Essas questões estão problematizadas com base no pressuposto de que a descontinuidade verificada na estrutura e organização do processo de formação do cidadão, assim como os principais saberes instaurados nesse processo, estão associados à dinâmica estrutural do campo do poder (social, econômico e político) e articulam-se ao mesmo tempo interativa e conflitivamente com a dinâmica estrutural dos demais campos do espaço social.22

Há alguns anos, venho desenvolvendo estudos e pesquisas procurando resgatar a memória social dos processos de formação realizados em escolas de ofício católicas, os quais se sustentam na idéia de que o surgimento de um novo discurso religioso, em fins do século XIX e atualizado periodicamente no decorrer do séc. XX, instaura um tipo de ação pedagógica voltada aos segmentos populares de Porto Alegre e outras cidades gaúchas, que se materializa em instituições escolares com regime de internato ou semi-internato, com o objetivo de "formar o cidadão útil a si e à Pátria". Os saberes aí produzidos gravitam em torno dos pressupostos e postulados da Igreja católica, como também dos interesses envolvidos no jogo de relações de disputa que se estabelecem no interior do campo religioso entre seus agentes, e destes com os integrantes dos demais campos do espaço social.23

As considerações a serem feitas a seguir visam apresentar alguns aspectos que têm caracterizado o desenvolvimento das atividades que se vinculam mais especificamente à sublinha "Formar o cidadão: Uma proposta da escola de ofício católica", quando se procura salientar suas articulações com a dinâmica mais ampla do Projeto Integrado.

 

Resgatando a memória social

A referida sublinha de pesquisa tem como objeto de estudo a formação instaurada em escolas católicas do estado do Rio Grande do Sul, no decorrer dos séculos XIX e XX; e os subprojetos, que visam a reconstituição histórica desse processo, são listados a seguir: as obras fundadas pelo Pe. Cacique, a partir de 1868; Orfanotrófio Pão dos Pobres de Santo Antônio, fundado em 1895 e dirigido desde 1916 pelos irmãos lassalistas; Escola São José, fundada pelos maristas em 1921; Casa do Pequeno Operário, iniciada em 1943 pela congregação salesiana; Escola São José do Murialdo, criada em 1954 pelos padres josefinos; Educandário São Luiz Guanella, fundado em 1947 pelos guanellianos; Centro Social Pe.
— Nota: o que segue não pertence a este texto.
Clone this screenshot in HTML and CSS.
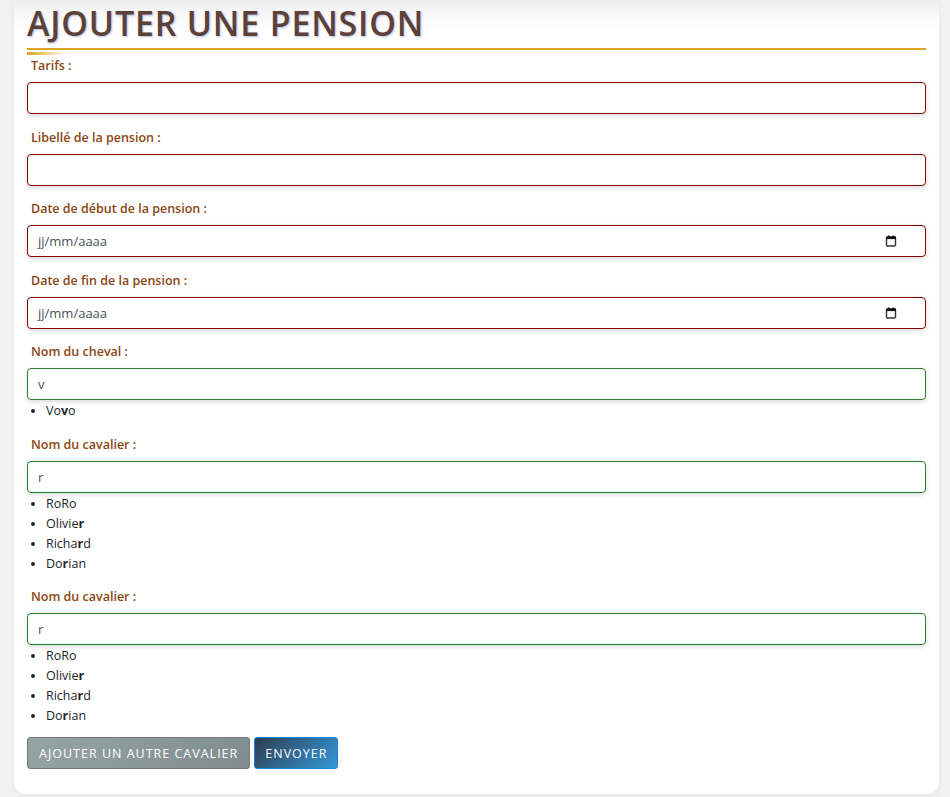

Calábria, ligado à congregação dos padres da Divina Providência, criado em 1962.24

Algumas descobertas já foram feitas à luz do referencial teórico-metodológico que norteia essas pesquisas. Dentre elas, destacam-se:

- as articulações desse processo com o campo religioso, visto que determinam a configuração do mesmo em seus tempos e espaços. Isso implica dizer que a formação proposta nessas escolas é muito peculiar, se comparada com a das demais escolas voltadas à classe trabalhadora. Nas escolas católicas, os fundamentos que suportam tal processo, com metas bem específicas a cumprir, priorizam os elementos que caracterizam e constituem o contexto em que estão inseridas - o campo religioso.

- todas as questões, de caráter mais pedagógico ou técnico, são subordinadas aos pressupostos da religião católica, os quais definem significativamente o sistema de disposições - habitus -, adquirido pelos formados em tais estabelecimentos.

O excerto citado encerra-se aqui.